Lawmakers moved multiple bills to update Louisiana law to cover AI‑generated child sexual abuse material and to criminalize training AI on images of minors. Law enforcement and victim‑safety advocates supported the measures; defense and civil‑liberties witnesses warned about constitutional limits and urged precise drafting.

Senators pressed forward on a package of measures aimed at covering artificial intelligence in child sexual‑exploitation statutes.

Senator Edmonds introduced Senate Bill 42 after media reports that allegedly AI‑generated explicit images of middle school children circulated in one parish. Kathleen Benfield of the Louisiana Family Forum and other advocacy groups voiced support. Megan Garvey (Louisiana Association of Criminal Defense Attorneys) and Sarah Whittington (ACLU of Louisiana) urged caution, citing legal precedent such as Ashcroft v. Free Speech Coalition and warning that statutes that prohibit images absent a real child risk constitutional infirmities.

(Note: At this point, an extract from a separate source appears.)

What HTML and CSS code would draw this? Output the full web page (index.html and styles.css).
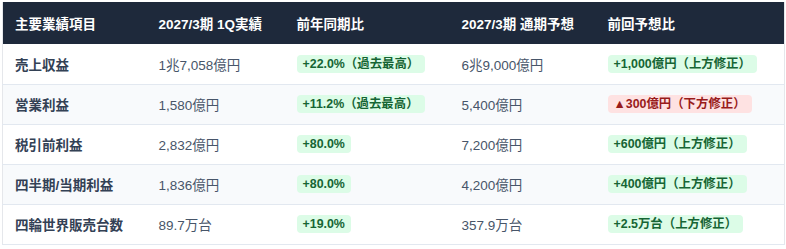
FILE: index.html
```html
<!DOCTYPE html>
<html lang="ja">
<head>
<meta charset="utf-8">
<link rel="stylesheet" href="styles.css">
</head>
<body>
<table class="results">
  <colgroup>
    <col class="c1"><col class="c2"><col class="c3"><col class="c4"><col class="c5">
  </colgroup>
  <thead>
    <tr>
      <th>主要業績項目</th>
      <th>2027/3期 1Q実績</th>
      <th>前年同期比</th>
      <th>2027/3期 通期予想</th>
      <th>前回予想比</th>
    </tr>
  </thead>
  <tbody>
    <tr>
      <td class="label">売上収益</td>
      <td class="val">1兆7,058億円</td>
      <td><span class="badge up">+22.0%（過去最高）</span></td>
      <td class="val">6兆9,000億円</td>
      <td><span class="badge up">+1,000億円（上方修正）</span></td>
    </tr>
    <tr>
      <td class="label">営業利益</td>
      <td class="val">1,580億円</td>
      <td><span class="badge up">+11.2%（過去最高）</span></td>
      <td class="val">5,400億円</td>
      <td><span class="badge down">▲300億円（下方修正）</span></td>
    </tr>
    <tr>
      <td class="label">税引前利益</td>
      <td class="val">2,832億円</td>
      <td><span class="badge up">+80.0%</span></td>
      <td class="val">7,200億円</td>
      <td><span class="badge up">+600億円（上方修正）</span></td>
    </tr>
    <tr>
      <td class="label">四半期/当期利益</td>
      <td class="val">1,836億円</td>
      <td><span class="badge up">+80.0%</span></td>
      <td class="val">4,200億円</td>
      <td><span class="badge up">+400億円（上方修正）</span></td>
    </tr>
    <tr>
      <td class="label">四輪世界販売台数</td>
      <td class="val">89.7万台</td>
      <td><span class="badge up">+19.0%</span></td>
      <td class="val">357.9万台</td>
      <td><span class="badge up">+2.5万台（上方修正）</span></td>
    </tr>
  </tbody>
</table>
</body>
</html>
```
FILE: styles.css
```css
html, body {
  margin: 0;
  padding: 0;
  background: #ffffff;
}
body {
  padding: 2px;
  font-family: "Liberation Sans", "Noto Sans CJK JP", sans-serif;
}
.results {
  width: 782px;
  border-collapse: collapse;
  table-layout: fixed;
  border: 1px solid #e5e7eb;
  border-top: none;
}
.c1 { width: 144px; }
.c2 { width: 138px; }
.c3 { width: 165px; }
.c4 { width: 146px; }
.c5 { width: 189px; }
.results th {
  background: #1e293b;
  color: #ffffff;
  font-size: 13.5px;
  font-weight: 700;
  text-align: left;
  height: 42px;
  padding: 0 12px;
  box-sizing: border-box;
}
.results td {
  height: 40px;
  padding: 0 12px;
  font-size: 13.5px;
  border-bottom: 1px solid #e2e8f0;
  box-sizing: border-box;
}
.results tbody tr:nth-child(even) td {
  background: #f8fafc;
}
.label {
  font-weight: 700;
  color: #334155;
}
.val {
  color: #475569;
}
.badge {
  display: inline-block;
  font-size: 12.4px;
  font-weight: 700;
  line-height: 16px;
  padding: 1px 6px;
  border-radius: 4px;
}
.up {
  background: #dcfce7;
  color: #166534;
}
.down {
  background: #fee2e2;
  color: #991b1b;
}
```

Senator Cloud's Senate Bill 110 goes further to criminalize the use of images of a minor to train artificial intelligence systems to generate child sexual abuse material and updates the statutory definition to explicitly include computer‑ or AI‑generated images. "AI systems are now capable of generating extremely realistic images that appear to depict children even if that child doesn't actually exist," Senator Cloud said. Chief Deputy Attorney General Larry Freeman and David Farris, commander of the Internet Crimes Against Children Task Force, told the committee investigators are seeing rapidly advancing technology and a high volume of tips; Farris said distinguishing real from AI‑generated images can require technical analysis and that training datasets themselves may include images of real children.

Megan Garvey and Sarah Whittington urged clearer language to ensure prosecutions target exploitation of real children and to avoid criminalizing purely virtual content that case law has protected. Sponsors said they will work with the Attorney General's Office and stakeholders to tighten language before the floor.

The committee reported SB42 and SB110 favorably by unanimous consent.